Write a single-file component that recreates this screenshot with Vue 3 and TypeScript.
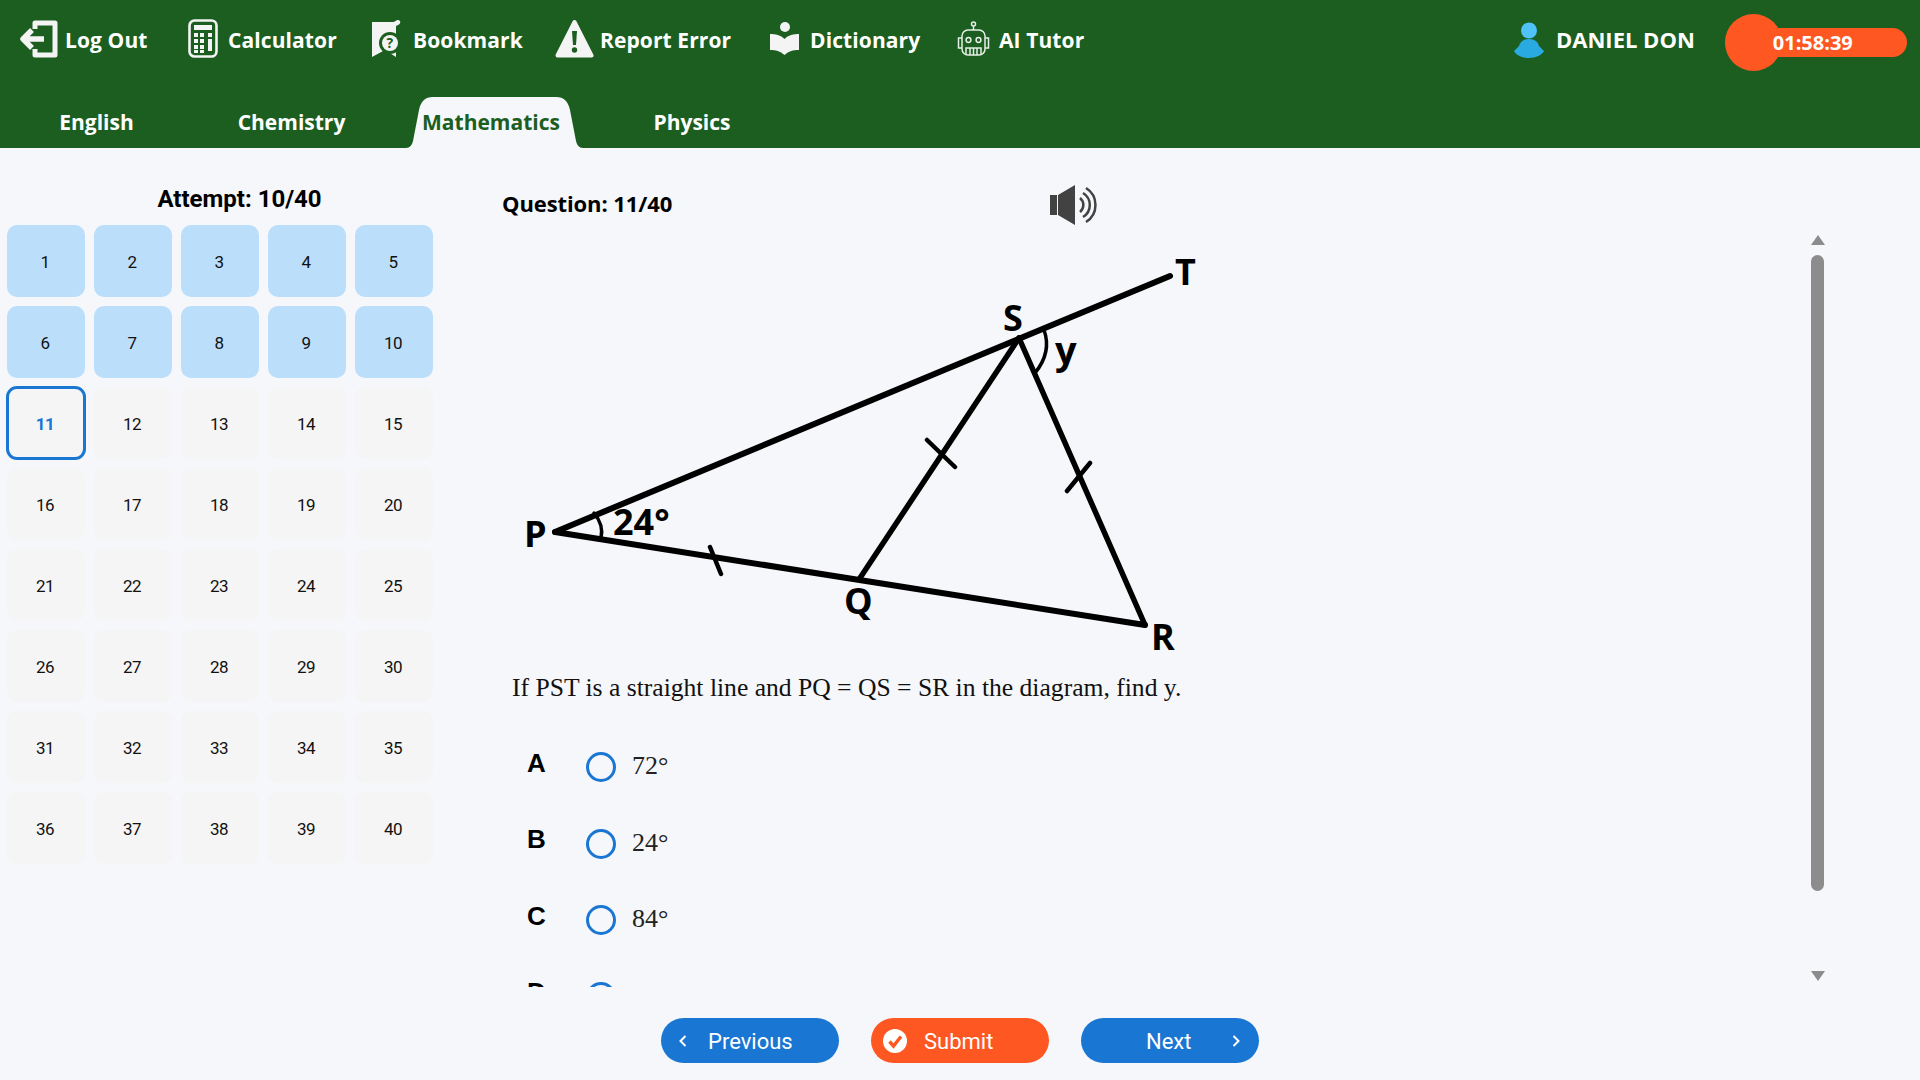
<script setup lang="ts">
import { ref } from 'vue';

const questions = Array.from({ length: 40 }, (_, i) => i + 1);
const attempted = 10;
const current = ref(11);

const tabs = ['English', 'Chemistry', 'Mathematics', 'Physics'];
const activeTab = ref('Mathematics');

const options = [
  { letter: 'A', text: '72°' },
  { letter: 'B', text: '24°' },
  { letter: 'C', text: '84°' },
  { letter: 'D', text: '48°' },
];
const answer = ref('');
</script>

<template>
  <div class="page">
    <header class="topbar">
      <div class="toolbar">
        <a class="tool tool-logout">
          <svg width="38" height="39" viewBox="0 0 38 39">
            <path d="M15 10V4H35V36H15V30" class="ic-line" stroke-width="5" />
            <path d="M24 20H7M12 11L3 20L12 29" class="ic-line" stroke-width="5.5" />
          </svg>
          Log Out
        </a>
        <a class="tool tool-calc">
          <svg width="30" height="39" viewBox="0 0 30 39">
            <rect x="1.5" y="1.5" width="27" height="36" rx="5" class="ic-line" stroke-width="2.6" />
            <rect x="6" y="6" width="18" height="5" fill="#f4f4f4" />
            <g fill="#f4f4f4">
              <rect x="6" y="14" width="4" height="4" /><rect x="12" y="14" width="4" height="4" /><rect x="20" y="14" width="4" height="4" />
              <rect x="6" y="20" width="4" height="4" /><rect x="12" y="20" width="4" height="4" /><rect x="20" y="20" width="4" height="12" />
              <rect x="6" y="26" width="4" height="4" /><rect x="12" y="26" width="4" height="4" />
              <rect x="6" y="31" width="4" height="3" /><rect x="12" y="31" width="4" height="3" />
            </g>
          </svg>
          Calculator
        </a>
        <a class="tool tool-bookmark">
          <svg width="31" height="39" viewBox="0 0 31 39">
            <path d="M1 3H22C24 3 25 1 27 1C30 1 30 5 27 6L25 7V38L14 31L1 38Z" fill="#f4f4f4" />
            <circle cx="19" cy="24" r="11" fill="#1b5e20" />
            <circle cx="19" cy="24" r="8" fill="#f4f4f4" />
            <text x="19" y="29" class="bm-mark">?</text>
          </svg>
          Bookmark
        </a>
        <a class="tool tool-report">
          <svg width="39" height="39" viewBox="0 0 39 39">
            <path d="M19.5 3L36.5 36.5H2.5Z" fill="#f4f4f4" stroke="#f4f4f4" stroke-width="4" stroke-linejoin="round" />
            <path d="M17 12H22L21 26H18Z" fill="#1b5e20" />
            <circle cx="19.5" cy="31" r="2.7" fill="#1b5e20" />
          </svg>
          Report Error
        </a>
        <a class="tool tool-dict">
          <svg width="31" height="33" viewBox="0 0 31 33">
            <circle cx="16" cy="5" r="5" fill="#f4f4f4" />
            <path d="M1 12C6 12 12 13 15.5 17C19 13 25 12 30 12V28C24 28 20 29 15.5 33C11 29 7 28 1 28Z" fill="#f4f4f4" />
          </svg>
          Dictionary
        </a>
        <a class="tool tool-ai">
          <svg width="37" height="35" viewBox="0 0 37 35" class="robot">
            <circle cx="18.5" cy="3" r="2" />
            <path d="M18.5 5V9" />
            <rect x="7" y="9" width="23" height="25" rx="6" />
            <path d="M7 17H3.5V27H7M30 17H33.5V27H30" />
            <circle cx="13.5" cy="19" r="2.4" />
            <circle cx="23.5" cy="19" r="2.4" />
            <path d="M11 34V27H26V34M15 27V34M18.5 27V34M22 27V34" />
          </svg>
          AI Tutor
        </a>

        <div class="user">
          <svg width="30" height="36" viewBox="0 0 30 36">
            <circle cx="15" cy="8.5" r="8" fill="#4fc3f7" />
            <path d="M15 17C9 17 6 20 5 24L0 29C2 33 8 36 15 36C22 36 28 33 30 29L25 24C24 20 21 17 15 17Z" fill="#29abe2" />
          </svg>
          <span>DANIEL DON</span>
        </div>
        <div class="timer"><span>01:58:39</span></div>
      </div>

      <nav class="tabs">
        <a v-for="tab in tabs" :key="tab" class="tab" :class="{ active: tab === activeTab }" @click="activeTab = tab">
          <svg v-if="tab === activeTab" class="tab-bg" width="177" height="51" viewBox="0 0 177 51">
            <path d="M0 51C4 51 6 48 7 44L13 13C15 4 19 0 27 0H150C158 0 162 4 164 13L170 44C171 48 173 51 177 51Z" fill="#f5f7fa" />
          </svg>
          <span>{{ tab }}</span>
        </a>
      </nav>
    </header>

    <main class="main">
      <aside class="sidebar">
        <div class="attempt">Attempt: {{ attempted }}/40</div>
        <div class="grid">
          <button
            v-for="n in questions"
            :key="n"
            class="cell"
            :class="{ done: n <= attempted, current: n === current }"
            @click="current = n"
          >
            {{ n }}
          </button>
        </div>
      </aside>

      <section class="content">
        <div class="q-head">
          <span class="q-count">Question: {{ current }}/40</span>
          <svg class="speaker" width="50" height="46" viewBox="0 0 50 46">
            <path d="M2 13H9V33H2ZM10 13L27 3V43L10 33Z" fill="#424242" />
            <path d="M32 16A9 9 0 0 1 32 30M35 11A14 14 0 0 1 35 35M38 6A20 20 0 0 1 38 40" fill="none" stroke="#424242" stroke-width="2.5" />
          </svg>
        </div>

        <div class="q-body">
          <div class="pane">
            <svg class="diagram" width="700" height="426" viewBox="502 230 700 426">
              <g fill="none" stroke="#000" stroke-linecap="round">
                <path d="M555 532L1170 276" stroke-width="6" />
                <path d="M555 532L1145 625" stroke-width="6" />
                <path d="M1019 338L860 578" stroke-width="5.5" />
                <path d="M1019 338L1145 625" stroke-width="5.5" />
                <path d="M927 440L955 467M1090 463L1067 491M710 547L721 574" stroke-width="4.5" />
                <path d="M594 513Q604 525 601 538" stroke-width="3.5" />
                <path d="M1044 330Q1052 352 1035 373" stroke-width="3.5" />
              </g>
              <g class="labels">
                <text x="1175" y="285">T</text>
                <text x="1003" y="331">S</text>
                <text x="1055" y="364" class="y-label">y</text>
                <text x="524" y="547">P</text>
                <text x="844" y="614">Q</text>
                <text x="1151" y="650">R</text>
                <text x="613" y="535" class="deg">24°</text>
              </g>
            </svg>

            <p class="stem">If PST is a straight line and PQ = QS = SR in the diagram, find y.</p>

            <label v-for="opt in options" :key="opt.letter" class="option">
              <span class="letter">{{ opt.letter }}</span>
              <input v-model="answer" type="radio" name="answer" :value="opt.letter" />
              <span class="opt-text">{{ opt.text }}</span>
            </label>
          </div>

          <div class="scrollbar">
            <span class="arrow up"></span>
            <span class="thumb"></span>
            <span class="arrow down"></span>
          </div>
        </div>
      </section>
    </main>

    <footer class="footer">
      <button class="btn btn-prev">
        <svg width="8" height="12" viewBox="0 0 8 12"><path d="M6.5 1L1.5 6L6.5 11" class="chev" /></svg>
        <span>Previous</span>
      </button>
      <button class="btn btn-submit">
        <svg width="24" height="24" viewBox="0 0 24 24">
          <circle cx="12" cy="12" r="12" fill="#fff" />
          <path d="M6.5 12.5L10.5 17L18 7.5" fill="none" stroke="#ff5722" stroke-width="3.4" />
        </svg>
        <span>Submit</span>
      </button>
      <button class="btn btn-next">
        <span>Next</span>
        <svg width="8" height="12" viewBox="0 0 8 12"><path d="M1.5 1L6.5 6L1.5 11" class="chev" /></svg>
      </button>
    </footer>
  </div>
</template>

<style scoped>
.page {
  display: flex;
  flex-direction: column;
  height: 100vh;
  overflow: hidden;
  background: #f5f7fa;
  color: #000;
  font-family: "Open Sans", "Liberation Sans", sans-serif;
}

.topbar {
  background: #1b5e20;
  height: 148px;
  flex: none;
}

.toolbar {
  display: flex;
  align-items: center;
  height: 80px;
  padding-left: 20px;
  color: #fff;
  font-size: 21px;
  font-weight: 700;
}

.tool {
  display: flex;
  align-items: center;
  flex: none;
  letter-spacing: 0.1px;
}
.tool svg {
  flex: none;
  margin-bottom: 3px;
}
.tool-logout { width: 168px; }
.tool-logout svg { margin-right: 7px; }
.tool-calc { width: 183px; }
.tool-calc svg { margin-right: 10px; }
.tool-bookmark { width: 184px; }
.tool-bookmark svg { margin-right: 11px; }
.tool-report { width: 214px; }
.tool-report svg { margin-right: 6px; }
.tool-dict { width: 186px; }
.tool-dict svg { margin-right: 10px; }
.tool-ai { width: 140px; }
.tool-ai svg { margin-right: 7px; }

.ic-line {
  fill: none;
  stroke: #f4f4f4;
  stroke-linejoin: round;
}
.bm-mark {
  font-family: "Open Sans", sans-serif;
  font-size: 14px;
  font-weight: 700;
  fill: #1b5e20;
  text-anchor: middle;
}
.robot {
  fill: none;
  stroke: #e6efe6;
  stroke-width: 1.5;
}

.user {
  display: flex;
  align-items: center;
  gap: 12px;
  margin-left: 419px;
  font-size: 22px;
  font-weight: 700;
}
.user span {
  margin-bottom: 3px;
}

.timer {
  position: relative;
  width: 156px;
  height: 29px;
  margin-left: 56px;
  margin-top: 5px;
  padding-left: 22px;
  box-sizing: border-box;
  background: #ff5722;
  border-radius: 15px;
  font-size: 20px;
  font-weight: 700;
  line-height: 29px;
}
.timer span {
  position: relative;
}
.timer::before {
  content: "";
  position: absolute;
  left: -26px;
  top: -14px;
  width: 57px;
  height: 57px;
  border-radius: 50%;
  background: #ff5722;
}

.tabs {
  display: grid;
  grid-template-columns: 193px 197px 202px 200px;
  height: 68px;
  align-items: end;
}

.tab {
  position: relative;
  display: flex;
  align-items: center;
  justify-content: center;
  height: 51px;
  padding-bottom: 2px;
  box-sizing: border-box;
  color: #fff;
  font-size: 21px;
  font-weight: 700;
  letter-spacing: 0;
  cursor: pointer;
}
.tab span {
  position: relative;
}
.tab.active {
  color: #1b5e20;
}
.tab-bg {
  position: absolute;
  left: 16px;
  top: 0;
}

.main {
  display: flex;
  flex: 1;
  min-height: 0;
}

.sidebar {
  flex: none;
  width: 502px;
  box-sizing: border-box;
  padding-left: 7px;
}

.attempt {
  width: 465px;
  height: 77px;
  padding-top: 37px;
  box-sizing: border-box;
  text-align: center;
  font-family: Roboto, "Liberation Sans", sans-serif;
  font-size: 24px;
  font-weight: 700;
  line-height: 28px;
}

.grid {
  display: grid;
  grid-template-columns: repeat(5, 78px);
  grid-auto-rows: 72px;
  gap: 9px;
}

.cell {
  border: 0;
  padding: 2px 2px 0 0;
  border-radius: 10px;
  background: #f5f5f5;
  color: #111;
  font-family: Roboto, "Liberation Sans", sans-serif;
  font-size: 17px;
  letter-spacing: -0.6px;
  cursor: pointer;
}
.cell.done {
  background: #bbdefb;
}
.cell.current {
  outline: 3px solid #1976d2;
  outline-offset: -2px;
  color: #1976d2;
  font-weight: 700;
}

.content {
  flex: 1;
  min-width: 0;
}

.q-head {
  display: flex;
  align-items: center;
  height: 42px;
  margin-top: 36px;
}
.q-count {
  width: 546px;
  margin-bottom: 4px;
  font-size: 22px;
  font-weight: 700;
  letter-spacing: -0.1px;
}
.speaker {
  flex: none;
}

.q-body {
  display: flex;
  height: 757px;
  margin-top: 4px;
}

.pane {
  width: 1308px;
  overflow: hidden;
}

.diagram {
  display: block;
  overflow: visible;
}
.labels text {
  font-family: "Open Sans", sans-serif;
  font-size: 36px;
  font-weight: 700;
  fill: #000;
}
.labels .y-label {
  font-size: 38px;
}

.stem {
  margin: 13px 0 21.75px 10px;
  font-family: "Liberation Serif", serif;
  font-size: 25.6px;
  line-height: 38px;
  color: #111;
}

.option {
  display: flex;
  align-items: center;
  height: 76.5px;
  padding-left: 25px;
}
.letter {
  width: 59px;
  margin-bottom: 8px;
  font-family: "Liberation Sans", sans-serif;
  font-size: 26px;
  font-weight: 700;
}
.option input {
  appearance: none;
  flex: none;
  width: 30px;
  height: 30px;
  margin: 0 16px 0 0;
  border: 3px solid #1976d2;
  border-radius: 50%;
}
.opt-text {
  margin-bottom: 2px;
  font-family: "Liberation Serif", serif;
  font-size: 26px;
  color: #222;
}

.scrollbar {
  display: flex;
  flex-direction: column;
  align-items: center;
  width: 15px;
  padding: 5px 0 6px;
  box-sizing: border-box;
}
.thumb {
  width: 13px;
  height: 636px;
  margin-top: 10px;
  border-radius: 7px;
  background: #8c8c8c;
}
.arrow {
  width: 0;
  height: 0;
  border-left: 7.5px solid transparent;
  border-right: 7.5px solid transparent;
}
.arrow.up {
  border-bottom: 10px solid #8c8c8c;
}
.arrow.down {
  margin-top: auto;
  border-top: 10px solid #8c8c8c;
}

.footer {
  display: flex;
  justify-content: center;
  gap: 32px;
  flex: none;
  height: 93px;
  padding-top: 31px;
  box-sizing: border-box;
}

.btn {
  display: flex;
  align-items: center;
  width: 178px;
  height: 45px;
  padding: 0;
  border: 0;
  border-radius: 23px;
  color: #fff;
  background: #1976d2;
  font-family: Roboto, "Liberation Sans", sans-serif;
  font-size: 22px;
  cursor: pointer;
}
.btn span {
  padding-top: 2px;
}
.btn-prev {
  padding-left: 18px;
  gap: 21px;
}
.btn-submit {
  padding-left: 12px;
  gap: 17px;
  background: #ff5722;
}
.btn-next {
  padding-left: 65px;
  gap: 41px;
}
.chev {
  fill: none;
  stroke: #fff;
  stroke-width: 2;
}
</style>

<style>
html,
body {
  margin: 0;
  background: #f5f7fa;
}
</style>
= = = =
▶ [WHAT THIS TASK INVOLVES]: Transcribe the opening line of the listing above, please, and every line after it through the line with "const current = ref(11);", word for word, without pictures.

▶ [OUTPUT BELOW]:
Write a single-file component that recreates this screenshot with Vue 3 and TypeScript.
<script setup lang="ts">
import { ref } from 'vue';

const questions = Array.from({ length: 40 }, (_, i) => i + 1);
const attempted = 10;
const current = ref(11);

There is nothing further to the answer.